Since modular sections are purchased pre-built, the workers in Idaho or wherever they’re made don’t have to receive prevailing wages, just those workers involved in the on-site construction and assembly, Zumwalt said.

He added that costs stemming from the prevailing wage requirements can add 25-30 percent to the labor budgets of affected construction projects, making it more difficult to build new, subsidized housing, said Preston Prince, CEO of the Fresno Housing Authority.

“We are seeing projects get to the $300,000-plus per unit cost,” he said, noting that Fresno City Council Member Steve Brandau said recently about an affordable housing project in the city that for this kind of money, a resident could be bought a house and a motorcycle.

Prevailing wage — on top of general, overall construction costs in the Valley — has been going up about 15 percent each of the past three years, Prince noted.

“What we’re seeing from other modular developers is that they’re necessarily seeing the cost savings,” he said.

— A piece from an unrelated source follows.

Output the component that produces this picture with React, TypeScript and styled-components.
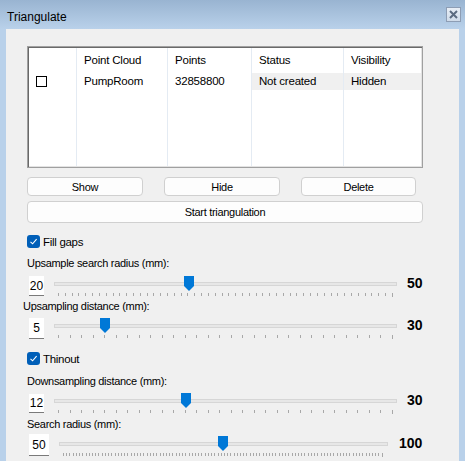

But even if significant savings could occur, Prince said, “The other part is I think about employment, right? That 50 percent of construction for modular is done in Idaho. … I have to think about the high unemployment rates we have in Fresno County” and the jobs lost here by not fully building multi-family housing here.

Zumwalt agreed the job issue creates a challenge in getting local government leaders to support modular construction projects, “and developers like to keep all the labor local, rather than send jobs to Boise.”

This position isn’t so strong in Salinas and other parts of the Central Coast and Bay Area because building there is so much more costly that the ratio in savings from going modular would be higher than here, he said.

“The labor cost in the Valley are less than the Bay Area or the Coast,” resulting in less inclination among local developers to push to build modular apartment buildings here, Zumwalt said.

And he has seen no signs of this attitude shifting, “So we are not seeing [large-scale] modular construction here.”